While keeping an eye on your bottom line you may be tempted to think that employee training is just too costly. But avoid this trap because the truth is that turnover can cost you much, much more.
Estimates vary widely by industry and position but replacing an employee can cost upwards of 25% of the departing employee’s salary and benefits.
If you have several positions that become vacant in a given year, your turnover expenditures can quickly run into the tens of thousands of dollars.
Clearly an investment in training is by far the better value.
Options ranging from most to least expensive:
Tuition reimbursement whether for a degree program or single classes is always popular but can be pricey. However, tuition can be deducted from the employer’s taxes as a business expense subject to IRS rules. Further, an employee working toward a degree has a built-in motivation to stay with the organization funding their studies.
Paying for licensing or certification is another option to consider. As is sending your employee to offsite seminars or technical training. You may even choose to bring training sessions in-house and offer them to a group of employees at once.
Some companies train employees through their professional or trade associations which sponsor regular conferences or trade shows. These events often offer a range of seminars or breakout sessions that enable attendees to select relevant and interesting topics.
Online training is another alternative that’s both cost-effective and schedule friendly
Finally, formal mentoring or job shadowing is a low-cost training method that can give your employees the opportunity to learn from the more seasoned staffers.
Whatever training options you choose be sure to communicate them in a clear and consistent fashion. Tuition reimbursement for example should be outlined as a benefit in your employee handbook and mentioned to any prospective job candidate
All training opportunities should be carried out fairly and without bias.

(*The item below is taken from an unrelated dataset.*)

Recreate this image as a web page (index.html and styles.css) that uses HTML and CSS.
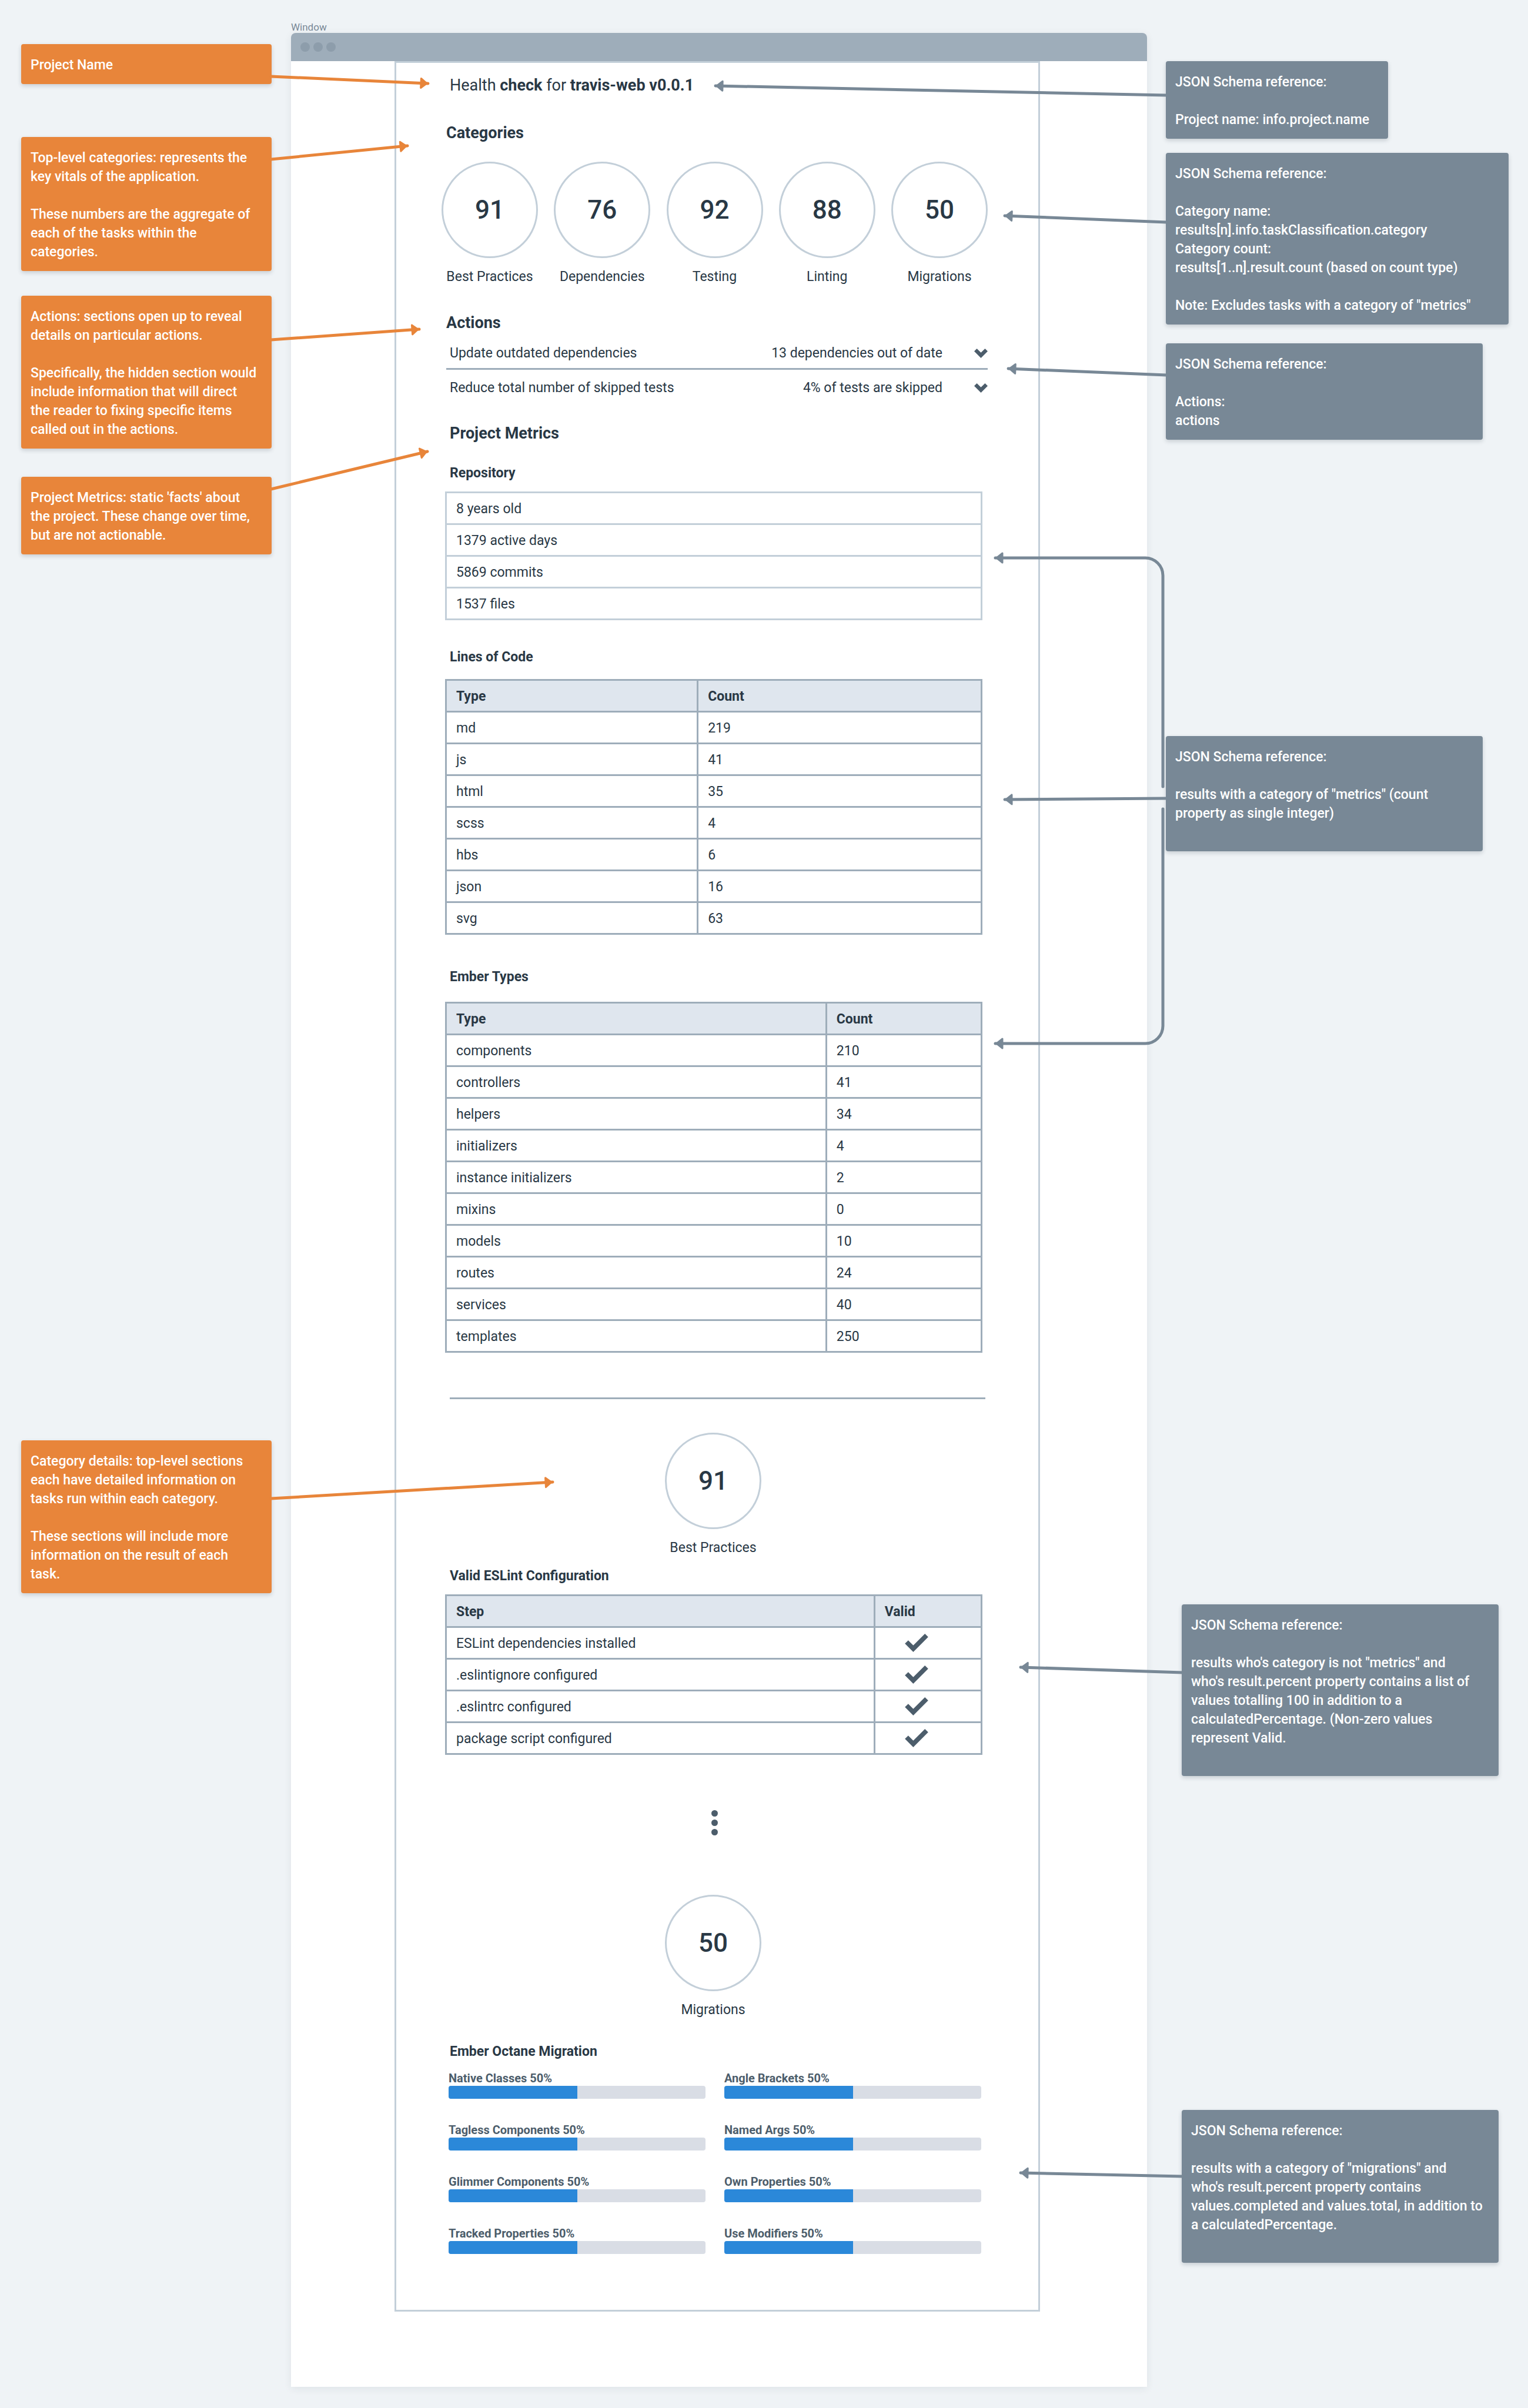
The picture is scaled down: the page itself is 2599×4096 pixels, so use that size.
FILE: index.html
```html
<!DOCTYPE html>
<html lang="en">
<head>
<meta charset="utf-8">
<title>Health check for travis-web</title>
<link rel="stylesheet" href="styles.css">
</head>
<body>
<div class="board">
  <aside class="notes notes-left">
    <div class="note orange gap-name"><p>Project Name</p></div>
    <div class="note orange gap-categories">
      <p>Top-level categories: represents the<br>key vitals of the application.</p>
      <p>These numbers are the aggregate of<br>each of the tasks within the<br>categories.</p>
    </div>
    <div class="note orange gap-actions">
      <p>Actions: sections open up to reveal<br>details on particular actions.</p>
      <p>Specifically, the hidden section would<br>include information that will direct<br>the reader to fixing specific items<br>called out in the actions.</p>
    </div>
    <div class="note orange gap-metrics">
      <p>Project Metrics: static 'facts' about<br>the project. These change over time,<br>but are not actionable.</p>
    </div>
    <div class="note orange gap-details">
      <p>Category details: top-level sections<br>each have detailed information on<br>tasks run within each category.</p>
      <p>These sections will include more<br>information on the result of each<br>task.</p>
    </div>
  </aside>

  <main class="stage">
    <div class="window-label">Window</div>
    <div class="window">
      <div class="titlebar"><span class="light"></span><span class="light"></span><span class="light"></span></div>
      <div class="report">
        <h1 class="title">Health <strong>check</strong> for <strong>travis-web v0.0.1</strong></h1>

        <h2 class="heading heading-categories">Categories</h2>
        <div class="scores">
          <div class="score"><div class="ring">91</div><div class="score-name">Best Practices</div></div>
          <div class="score"><div class="ring">76</div><div class="score-name">Dependencies</div></div>
          <div class="score"><div class="ring">92</div><div class="score-name">Testing</div></div>
          <div class="score"><div class="ring">88</div><div class="score-name">Linting</div></div>
          <div class="score"><div class="ring">50</div><div class="score-name">Migrations</div></div>
        </div>

        <h2 class="heading heading-actions">Actions</h2>
        <ul class="actions">
          <li class="action">
            <span class="action-name">Update outdated dependencies</span>
            <span>13 dependencies out of date</span>
            <button class="expand" type="button" aria-label="Show outdated dependencies"><svg class="chevron" viewBox="0 0 33 23"><path d="M6.5 0 16.500 9.700 26.500 0 33 6.500 16.500 23 0 6.500z"/></svg></button>
          </li>
          <li class="action">
            <span class="action-name">Reduce total number of skipped tests</span>
            <span>4% of tests are skipped</span>
            <button class="expand" type="button" aria-label="Show skipped tests"><svg class="chevron" viewBox="0 0 33 23"><path d="M6.5 0 16.500 9.700 26.500 0 33 6.500 16.500 23 0 6.500z"/></svg></button>
          </li>
        </ul>

        <h2 class="heading heading-metrics">Project Metrics</h2>

        <h3 class="subheading sub-repository">Repository</h3>
        <table class="grid grid-pale">
          <tbody>
            <tr><td>8 years old</td></tr>
            <tr><td>1379 active days</td></tr>
            <tr><td>5869 commits</td></tr>
            <tr><td>1537 files</td></tr>
          </tbody>
        </table>

        <h3 class="subheading sub-lines">Lines of Code</h3>
        <table class="grid grid-lines">
          <thead><tr><th class="col-lines">Type</th><th>Count</th></tr></thead>
          <tbody>
            <tr><td>md</td><td>219</td></tr>
            <tr><td>js</td><td>41</td></tr>
            <tr><td>html</td><td>35</td></tr>
            <tr><td>scss</td><td>4</td></tr>
            <tr><td>hbs</td><td>6</td></tr>
            <tr><td>json</td><td>16</td></tr>
            <tr><td>svg</td><td>63</td></tr>
          </tbody>
        </table>

        <h3 class="subheading sub-types">Ember Types</h3>
        <table class="grid grid-types">
          <thead><tr><th class="col-types">Type</th><th>Count</th></tr></thead>
          <tbody>
            <tr><td>components</td><td>210</td></tr>
            <tr><td>controllers</td><td>41</td></tr>
            <tr><td>helpers</td><td>34</td></tr>
            <tr><td>initializers</td><td>4</td></tr>
            <tr><td>instance initializers</td><td>2</td></tr>
            <tr><td>mixins</td><td>0</td></tr>
            <tr><td>models</td><td>10</td></tr>
            <tr><td>routes</td><td>24</td></tr>
            <tr><td>services</td><td>40</td></tr>
            <tr><td>templates</td><td>250</td></tr>
          </tbody>
        </table>

        <hr class="divider">

        <div class="score score-single score-practices"><div class="ring">91</div><div class="score-name">Best Practices</div></div>
        <h3 class="subheading sub-eslint">Valid ESLint Configuration</h3>
        <table class="grid">
          <thead><tr><th class="col-step">Step</th><th>Valid</th></tr></thead>
          <tbody>
            <tr><td>ESLint dependencies installed</td><td class="valid"><svg class="check" viewBox="0 0 60 47" role="img" aria-label="Valid"><path d="M51.500 0 60 8.500 21.500 47 0 25.500 8.500 17 21.500 30z"/></svg></td></tr>
            <tr><td>.eslintignore configured</td><td class="valid"><svg class="check" viewBox="0 0 60 47" role="img" aria-label="Valid"><path d="M51.500 0 60 8.500 21.500 47 0 25.500 8.500 17 21.500 30z"/></svg></td></tr>
            <tr><td>.eslintrc configured</td><td class="valid"><svg class="check" viewBox="0 0 60 47" role="img" aria-label="Valid"><path d="M51.500 0 60 8.500 21.500 47 0 25.500 8.500 17 21.500 30z"/></svg></td></tr>
            <tr><td>package script configured</td><td class="valid"><svg class="check" viewBox="0 0 60 47" role="img" aria-label="Valid"><path d="M51.500 0 60 8.500 21.500 47 0 25.500 8.500 17 21.500 30z"/></svg></td></tr>
          </tbody>
        </table>

        <div class="more"><span class="dot"></span><span class="dot"></span><span class="dot"></span></div>

        <div class="score score-single score-migrations"><div class="ring">50</div><div class="score-name">Migrations</div></div>
        <h3 class="subheading sub-octane">Ember Octane Migration</h3>
        <div class="migrations">
          <div class="migration"><label for="m1">Native Classes 50%</label><progress id="m1" value="50" max="100"></progress></div>
          <div class="migration"><label for="m2">Angle Brackets 50%</label><progress id="m2" value="50" max="100"></progress></div>
          <div class="migration"><label for="m3">Tagless Components 50%</label><progress id="m3" value="50" max="100"></progress></div>
          <div class="migration"><label for="m4">Named Args 50%</label><progress id="m4" value="50" max="100"></progress></div>
          <div class="migration"><label for="m5">Glimmer Components 50%</label><progress id="m5" value="50" max="100"></progress></div>
          <div class="migration"><label for="m6">Own Properties 50%</label><progress id="m6" value="50" max="100"></progress></div>
          <div class="migration"><label for="m7">Tracked Properties 50%</label><progress id="m7" value="50" max="100"></progress></div>
          <div class="migration"><label for="m8">Use Modifiers 50%</label><progress id="m8" value="50" max="100"></progress></div>
        </div>
      </div>
    </div>
  </main>

  <aside class="notes notes-right">
    <div class="note slate narrow gap-schema-name">
      <p>JSON Schema reference:</p>
      <p>Project name: info.project.name</p>
    </div>
    <div class="note slate wide gap-schema-category">
      <p>JSON Schema reference:</p>
      <p>Category name:<br>results[n].info.taskClassification.category<br>Category count:<br>results[1..n].result.count (based on count type)</p>
      <p>Note: Excludes tasks with a category of "metrics"</p>
    </div>
    <div class="note slate gap-schema-actions">
      <p>JSON Schema reference:</p>
      <p>Actions:<br>actions</p>
    </div>
    <div class="note slate spare-line gap-schema-metrics">
      <p>JSON Schema reference:</p>
      <p>results with a category of "metrics" (count<br>property as single integer)</p>
    </div>
    <div class="note slate spare-line indented gap-schema-percent">
      <p>JSON Schema reference:</p>
      <p>results who's category is not "metrics" and<br>who's result.percent property contains a list of<br>values totalling 100 in addition to a<br>calculatedPercentage. (Non-zero values<br>represent Valid.</p>
    </div>
    <div class="note slate spare-line indented gap-schema-migrations">
      <p>JSON Schema reference:</p>
      <p>results with a category of "migrations" and<br>who's result.percent property contains<br>values.completed and values.total, in addition to<br>a calculatedPercentage.</p>
    </div>
  </aside>

  <svg class="arrows" viewBox="0 0 2599 4096" aria-hidden="true">
    <defs>
      <marker id="tip-orange" markerUnits="userSpaceOnUse" markerWidth="18" markerHeight="24" refX="15" refY="12" orient="auto">
        <path d="M3 4 13 12 3 20z" fill="#e8853a" stroke="#e8853a" stroke-width="3" stroke-linejoin="round"/>
      </marker>
      <marker id="tip-slate" markerUnits="userSpaceOnUse" markerWidth="18" markerHeight="24" refX="15" refY="12" orient="auto">
        <path d="M3 4 13 12 3 20z" fill="#788896" stroke="#788896" stroke-width="3" stroke-linejoin="round"/>
      </marker>
    </defs>
    <g class="arrows-orange">
      <path d="M461 130 728 142"/>
      <path d="M461 271 693 248"/>
      <path d="M461 578 713 560"/>
      <path d="M461 832 727 768"/>
      <path d="M461 2549 940 2521"/>
    </g>
    <g class="arrows-slate">
      <path d="M1984 162 1217 146"/>
      <path d="M1984 378 1709 367"/>
      <path d="M1984 638 1715 627"/>
      <path d="M1978 1338V979A30 30 0 0 0 1948 949H1693"/>
      <path d="M1984 1358 1709 1360"/>
      <path d="M1978 1376V1745A30 30 0 0 1 1948 1775H1693"/>
      <path d="M2011 2845 1736 2836"/>
      <path d="M2011 3702 1736 3696"/>
    </g>
  </svg>
</div>
</body>
</html>
```
FILE: styles.css
```css
:root {
  --ink: #293845;
  --line: #9eadba;
  --line-pale: #c3cfd9;
  --orange: #e8853a;
  --slate: #788896;
  --icon: #4c5d6b;
}

* { box-sizing: border-box; }

body {
  margin: 0;
  background: #eff3f6;
  color: var(--ink);
  font: 23px/32px Roboto, "Liberation Sans", sans-serif;
}

h1, h2, h3, p, ul { margin: 0; padding: 0; }

.board {
  position: relative;
  display: grid;
  grid-template-columns: 495fr 1456fr 648fr;
  padding-bottom: 34px;
}

/* Annotations on either side of the window */
.notes { display: flex; flex-direction: column; }
.notes-left { padding: 0 33px 0 36px; }
.notes-right { padding-left: 32px; }

.note {
  width: 100%;
  padding: 20px 0 16px 16px;
  border-radius: 4px;
  color: #fff;
  font-weight: 500;
  white-space: nowrap;
  box-shadow: 0 3px 7px rgba(40, 56, 70, 0.2);
}
.note p + p { margin-top: 32px; }
.orange { background: var(--orange); }
.slate { background: var(--slate); max-width: 539px; }
.narrow { max-width: 378px; }
.wide { max-width: 583px; }
.indented { margin-left: 27px; }
.spare-line { padding-bottom: 48px; }

.gap-name { margin-top: 75px; }
.gap-categories { margin-top: 90px; }
.gap-actions { margin-top: 42px; }
.gap-metrics { margin-top: 48px; }
.gap-details { margin-top: 1507px; }
.gap-schema-name { margin-top: 104px; }
.gap-schema-category { margin-top: 24px; }
.gap-schema-actions { margin-top: 32px; }
.gap-schema-metrics { margin-top: 504px; }
.gap-schema-percent { margin-top: 1281px; }
.gap-schema-migrations { margin-top: 568px; }

/* Window */
.stage { padding-top: 36px; }
.window-label {
  color: var(--slate);
  font-size: 17px;
  line-height: 20px;
}
.window {
  padding-bottom: 128px;
  border-radius: 8px 8px 0 0;
  background: #fff;
  box-shadow: 0 3px 14px rgba(40, 56, 70, 0.08);
}
.titlebar {
  display: flex;
  align-items: center;
  gap: 6px;
  height: 48px;
  padding: 0 16px;
  border-radius: 8px 8px 0 0;
  background: #9eadba;
}
.light { width: 16px; height: 16px; border-radius: 50%; background: #8d9dab; }

.report {
  margin: 0 182px 0 176px;
  padding: 22px 86px 95px 77px;
  border: 3px solid var(--line-pale);
}
.title { padding-left: 14px; font-size: 27px; font-weight: 400; line-height: 32px; }
.heading { padding-left: 8px; font-size: 27px; font-weight: 700; line-height: 32px; }
.heading-categories { margin-top: 49px; }
.heading-actions { margin-top: 46px; }
.heading-metrics { margin-top: 36px; padding-left: 14px; }
.subheading { padding-left: 14px; font-size: 23px; font-weight: 700; line-height: 32px; }
.sub-repository { margin: 36px 0 15px; }
.sub-lines { margin: 47px 0 21px; }
.sub-types { margin: 56px 0 26px; }
.sub-eslint { margin: 16px 0 15px; }
.sub-octane { margin: 39px 0 16px; }

/* Scores */
.scores { display: flex; justify-content: space-between; margin-top: 33px; }
.score { display: flex; flex-direction: column; align-items: center; gap: 16px; }
.scores .score { width: 164px; }
.score-single { margin-right: 5px; }
.score-practices { margin-top: 57px; }
.score-migrations { margin-top: 101px; }
.ring {
  display: flex;
  align-items: center;
  justify-content: center;
  width: 164px;
  height: 164px;
  border: 3px solid var(--line-pale);
  border-radius: 50%;
  font-size: 44px;
  font-weight: 500;
}
.score-name { white-space: nowrap; }

/* Actions */
.actions { margin: 5px 0 0 8px; list-style: none; }
.action {
  display: flex;
  align-items: center;
  padding: 15px 0 9px 6px;
}
.action + .action { border-top: 3px solid var(--line); }
.action-name { flex: 1; }
.expand {
  display: flex;
  margin-left: 54px;
  padding: 0;
  border: 0;
  background: none;
}
.chevron { width: 23px; height: 16px; fill: var(--icon); }

/* Tables */
.grid {
  width: calc(100% - 15px);
  margin-left: 6px;
  border-collapse: collapse;
  table-layout: fixed;
}
.grid th, .grid td {
  padding: 11px 16px 8px;
  border: 3px solid var(--line);
  text-align: left;
}
.grid th { background: #dfe6ee; font-weight: 700; }
.grid-pale td { border-color: var(--line-pale); }
.col-lines { width: 47%; }
.col-types { width: 71%; }
.col-step { width: 80%; }
.grid .valid { padding: 0 16px 0 50px; }
.check { display: block; width: 40px; height: 31px; fill: var(--icon); }

.divider {
  height: 3px;
  margin: 76px 4px 0 14px;
  border: 0;
  background: var(--line);
}

.more {
  display: flex;
  flex-direction: column;
  align-items: center;
  gap: 5px;
  margin-top: 94px;
}
.dot { width: 11px; height: 11px; border-radius: 50%; background: var(--icon); }

/* Migration progress */
.migrations {
  display: grid;
  grid-template-columns: 1fr 1fr;
  gap: 40px 32px;
  margin: 0 11px 0 12px;
}
.migration { display: flex; flex-direction: column; }
.migration label {
  color: var(--icon);
  font-size: 20px;
  font-weight: 700;
  line-height: 26px;
}
progress {
  width: 100%;
  height: 22px;
  border: 0;
  border-radius: 4px;
  overflow: hidden;
  background: #d9dde5;
  appearance: none;
}
progress::-webkit-progress-bar { background: #d9dde5; }
progress::-webkit-progress-value { background: #2b88d9; }

/* Arrows laid over the notes and the window */
.arrows {
  position: absolute;
  top: 0;
  left: 0;
  width: 100%;
  pointer-events: none;
}
.arrows path { stroke-linecap: round; }
.arrows-orange path { fill: none; stroke: var(--orange); stroke-width: 5px; marker-end: url(#tip-orange); }
.arrows-slate path { fill: none; stroke: var(--slate); stroke-width: 5px; marker-end: url(#tip-slate); }
```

Outline eligibility, approval process, registration, and reimbursement procedures in writing and be sure to ask for formal employee feedback on training.
Employees should be able to tell you how any given class or session improved their performance and ability to help meet company goals.
Lastly remember that offering training demonstrates how much your employees matter to you and that they are a worthwhile investment. In fact, your employees are your most important asset and training them well should enhance their value, their loyalty and your company’s reputation in the market.